** Task to complete **
Output the full listing below exactly, without the pictures.
------ Records supplied
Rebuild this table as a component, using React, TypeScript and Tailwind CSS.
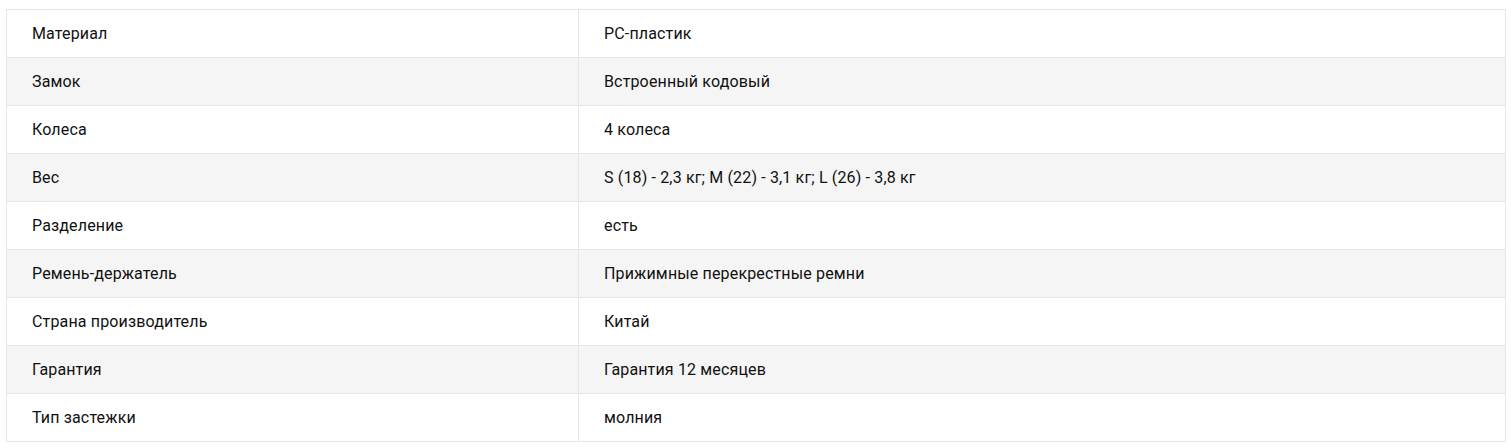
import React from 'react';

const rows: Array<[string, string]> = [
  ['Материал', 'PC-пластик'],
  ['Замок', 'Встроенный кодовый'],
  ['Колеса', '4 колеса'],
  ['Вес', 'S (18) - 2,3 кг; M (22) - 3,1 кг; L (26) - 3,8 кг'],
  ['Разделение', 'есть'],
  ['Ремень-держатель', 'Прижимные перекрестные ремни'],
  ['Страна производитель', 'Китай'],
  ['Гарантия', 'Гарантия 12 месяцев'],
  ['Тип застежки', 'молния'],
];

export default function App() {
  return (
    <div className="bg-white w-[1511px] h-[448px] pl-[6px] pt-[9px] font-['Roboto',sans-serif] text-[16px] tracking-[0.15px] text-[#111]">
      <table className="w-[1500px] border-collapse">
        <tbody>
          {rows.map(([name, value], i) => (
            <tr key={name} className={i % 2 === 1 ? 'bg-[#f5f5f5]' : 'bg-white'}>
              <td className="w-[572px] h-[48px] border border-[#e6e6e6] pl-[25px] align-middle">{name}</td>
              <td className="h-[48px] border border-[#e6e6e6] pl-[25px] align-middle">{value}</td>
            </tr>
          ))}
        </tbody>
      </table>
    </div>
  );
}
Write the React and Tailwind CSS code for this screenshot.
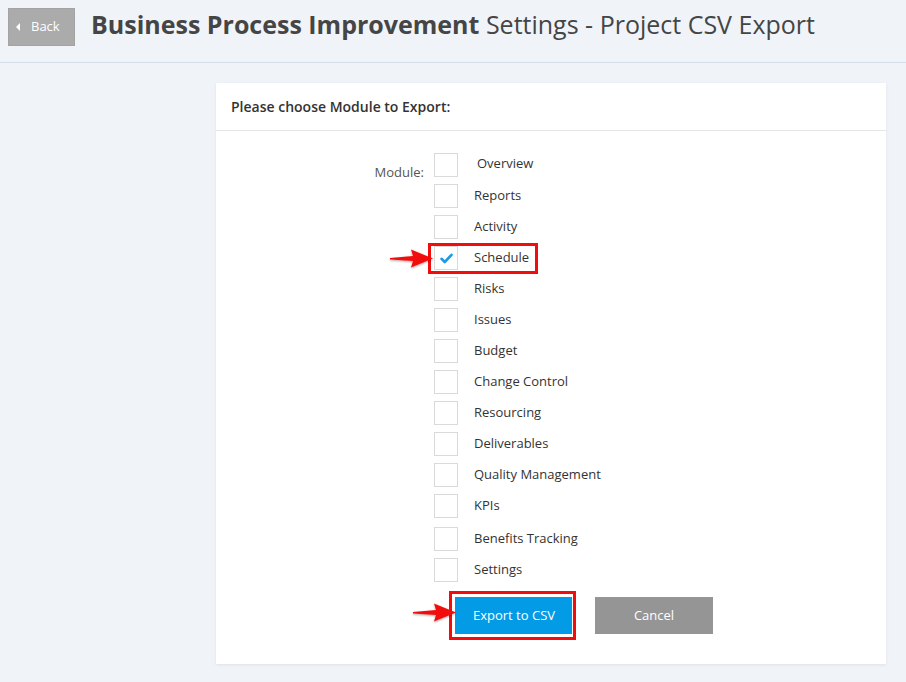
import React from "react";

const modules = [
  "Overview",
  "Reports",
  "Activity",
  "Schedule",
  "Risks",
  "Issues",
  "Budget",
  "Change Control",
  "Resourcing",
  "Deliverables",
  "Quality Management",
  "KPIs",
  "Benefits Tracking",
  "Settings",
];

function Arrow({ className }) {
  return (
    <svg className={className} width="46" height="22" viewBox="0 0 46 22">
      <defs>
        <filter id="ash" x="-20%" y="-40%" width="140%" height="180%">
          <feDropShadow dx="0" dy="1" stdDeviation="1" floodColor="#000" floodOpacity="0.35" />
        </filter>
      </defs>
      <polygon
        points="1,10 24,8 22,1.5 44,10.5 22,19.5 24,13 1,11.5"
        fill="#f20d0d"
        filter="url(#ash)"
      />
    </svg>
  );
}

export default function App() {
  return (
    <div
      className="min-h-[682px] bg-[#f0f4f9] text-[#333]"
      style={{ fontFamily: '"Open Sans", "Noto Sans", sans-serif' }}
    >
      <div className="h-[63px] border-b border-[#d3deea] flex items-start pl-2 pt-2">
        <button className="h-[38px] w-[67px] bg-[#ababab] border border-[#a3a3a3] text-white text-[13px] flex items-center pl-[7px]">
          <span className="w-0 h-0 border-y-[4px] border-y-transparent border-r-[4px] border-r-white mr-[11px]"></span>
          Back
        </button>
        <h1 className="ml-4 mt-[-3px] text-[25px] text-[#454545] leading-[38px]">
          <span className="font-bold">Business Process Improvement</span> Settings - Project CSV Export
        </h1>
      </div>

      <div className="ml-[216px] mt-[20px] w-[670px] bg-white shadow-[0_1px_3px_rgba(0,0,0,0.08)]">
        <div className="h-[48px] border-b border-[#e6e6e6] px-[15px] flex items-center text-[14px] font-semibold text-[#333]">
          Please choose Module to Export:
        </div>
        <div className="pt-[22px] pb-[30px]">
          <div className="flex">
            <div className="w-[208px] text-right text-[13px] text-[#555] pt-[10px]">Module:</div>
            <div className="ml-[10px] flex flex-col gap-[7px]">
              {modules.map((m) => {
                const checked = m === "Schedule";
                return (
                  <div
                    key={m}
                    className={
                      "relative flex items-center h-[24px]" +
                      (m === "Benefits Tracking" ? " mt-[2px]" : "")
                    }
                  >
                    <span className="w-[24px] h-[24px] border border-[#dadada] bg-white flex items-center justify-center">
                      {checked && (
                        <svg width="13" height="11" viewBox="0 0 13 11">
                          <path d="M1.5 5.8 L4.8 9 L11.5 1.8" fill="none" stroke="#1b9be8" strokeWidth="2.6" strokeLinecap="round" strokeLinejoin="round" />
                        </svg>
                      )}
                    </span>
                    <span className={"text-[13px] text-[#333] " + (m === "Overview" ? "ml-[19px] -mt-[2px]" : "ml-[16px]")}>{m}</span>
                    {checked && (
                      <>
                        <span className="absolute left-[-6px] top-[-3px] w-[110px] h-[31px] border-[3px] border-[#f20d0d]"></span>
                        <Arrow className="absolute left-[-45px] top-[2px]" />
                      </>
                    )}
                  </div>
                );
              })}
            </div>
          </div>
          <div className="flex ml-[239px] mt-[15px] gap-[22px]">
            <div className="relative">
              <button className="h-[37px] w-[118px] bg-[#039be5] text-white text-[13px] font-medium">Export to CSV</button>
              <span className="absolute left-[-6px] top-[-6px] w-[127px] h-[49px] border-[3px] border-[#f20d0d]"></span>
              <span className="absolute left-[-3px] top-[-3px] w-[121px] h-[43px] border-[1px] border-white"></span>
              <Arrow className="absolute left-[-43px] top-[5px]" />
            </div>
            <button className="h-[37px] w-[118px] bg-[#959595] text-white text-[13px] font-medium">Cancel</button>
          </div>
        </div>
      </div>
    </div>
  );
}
------------
** Answer below **
Rebuild this table as a component, using React, TypeScript and Tailwind CSS.
import React from 'react';

const rows: Array<[string, string]> = [
  ['Материал', 'PC-пластик'],
  ['Замок', 'Встроенный кодовый'],
  ['Колеса', '4 колеса'],
  ['Вес', 'S (18) - 2,3 кг; M (22) - 3,1 кг; L (26) - 3,8 кг'],
  ['Разделение', 'есть'],
  ['Ремень-держатель', 'Прижимные перекрестные ремни'],
  ['Страна производитель', 'Китай'],
  ['Гарантия', 'Гарантия 12 месяцев'],
  ['Тип застежки', 'молния'],
];

export default function App() {
  return (
    <div className="bg-white w-[1511px] h-[448px] pl-[6px] pt-[9px] font-['Roboto',sans-serif] text-[16px] tracking-[0.15px] text-[#111]">
      <table className="w-[1500px] border-collapse">
        <tbody>
          {rows.map(([name, value], i) => (
            <tr key={name} className={i % 2 === 1 ? 'bg-[#f5f5f5]' : 'bg-white'}>
              <td className="w-[572px] h-[48px] border border-[#e6e6e6] pl-[25px] align-middle">{name}</td>
              <td className="h-[48px] border border-[#e6e6e6] pl-[25px] align-middle">{value}</td>
            </tr>
          ))}
        </tbody>
      </table>
    </div>
  );
}
Write the React and Tailwind CSS code for this screenshot.
import React from "react";

const modules = [
  "Overview",
  "Reports",
  "Activity",
  "Schedule",
  "Risks",
  "Issues",
  "Budget",
  "Change Control",
  "Resourcing",
  "Deliverables",
  "Quality Management",
  "KPIs",
  "Benefits Tracking",
  "Settings",
];

function Arrow({ className }) {
  return (
    <svg className={className} width="46" height="22" viewBox="0 0 46 22">
      <defs>
        <filter id="ash" x="-20%" y="-40%" width="140%" height="180%">
          <feDropShadow dx="0" dy="1" stdDeviation="1" floodColor="#000" floodOpacity="0.35" />
        </filter>
      </defs>
      <polygon
        points="1,10 24,8 22,1.5 44,10.5 22,19.5 24,13 1,11.5"
        fill="#f20d0d"
        filter="url(#ash)"
      />
    </svg>
  );
}

export default function App() {
  return (
    <div
      className="min-h-[682px] bg-[#f0f4f9] text-[#333]"
      style={{ fontFamily: '"Open Sans", "Noto Sans", sans-serif' }}
    >
      <div className="h-[63px] border-b border-[#d3deea] flex items-start pl-2 pt-2">
        <button className="h-[38px] w-[67px] bg-[#ababab] border border-[#a3a3a3] text-white text-[13px] flex items-center pl-[7px]">
          <span className="w-0 h-0 border-y-[4px] border-y-transparent border-r-[4px] border-r-white mr-[11px]"></span>
          Back
        </button>
        <h1 className="ml-4 mt-[-3px] text-[25px] text-[#454545] leading-[38px]">
          <span className="font-bold">Business Process Improvement</span> Settings - Project CSV Export
        </h1>
      </div>

      <div className="ml-[216px] mt-[20px] w-[670px] bg-white shadow-[0_1px_3px_rgba(0,0,0,0.08)]">
        <div className="h-[48px] border-b border-[#e6e6e6] px-[15px] flex items-center text-[14px] font-semibold text-[#333]">
          Please choose Module to Export:
        </div>
        <div className="pt-[22px] pb-[30px]">
          <div className="flex">
            <div className="w-[208px] text-right text-[13px] text-[#555] pt-[10px]">Module:</div>
            <div className="ml-[10px] flex flex-col gap-[7px]">
              {modules.map((m) => {
                const checked = m === "Schedule";
                return (
                  <div
                    key={m}
                    className={
                      "relative flex items-center h-[24px]" +
                      (m === "Benefits Tracking" ? " mt-[2px]" : "")
                    }
                  >
                    <span className="w-[24px] h-[24px] border border-[#dadada] bg-white flex items-center justify-center">
                      {checked && (
                        <svg width="13" height="11" viewBox="0 0 13 11">
                          <path d="M1.5 5.8 L4.8 9 L11.5 1.8" fill="none" stroke="#1b9be8" strokeWidth="2.6" strokeLinecap="round" strokeLinejoin="round" />
                        </svg>
                      )}
                    </span>
                    <span className={"text-[13px] text-[#333] " + (m === "Overview" ? "ml-[19px] -mt-[2px]" : "ml-[16px]")}>{m}</span>
                    {checked && (
                      <>
                        <span className="absolute left-[-6px] top-[-3px] w-[110px] h-[31px] border-[3px] border-[#f20d0d]"></span>
                        <Arrow className="absolute left-[-45px] top-[2px]" />
                      </>
                    )}
                  </div>
                );
              })}
            </div>
          </div>
          <div className="flex ml-[239px] mt-[15px] gap-[22px]">
            <div className="relative">
              <button className="h-[37px] w-[118px] bg-[#039be5] text-white text-[13px] font-medium">Export to CSV</button>
              <span className="absolute left-[-6px] top-[-6px] w-[127px] h-[49px] border-[3px] border-[#f20d0d]"></span>
              <span className="absolute left-[-3px] top-[-3px] w-[121px] h-[43px] border-[1px] border-white"></span>
              <Arrow className="absolute left-[-43px] top-[5px]" />
            </div>
            <button className="h-[37px] w-[118px] bg-[#959595] text-white text-[13px] font-medium">Cancel</button>
          </div>
        </div>
      </div>
    </div>
  );
}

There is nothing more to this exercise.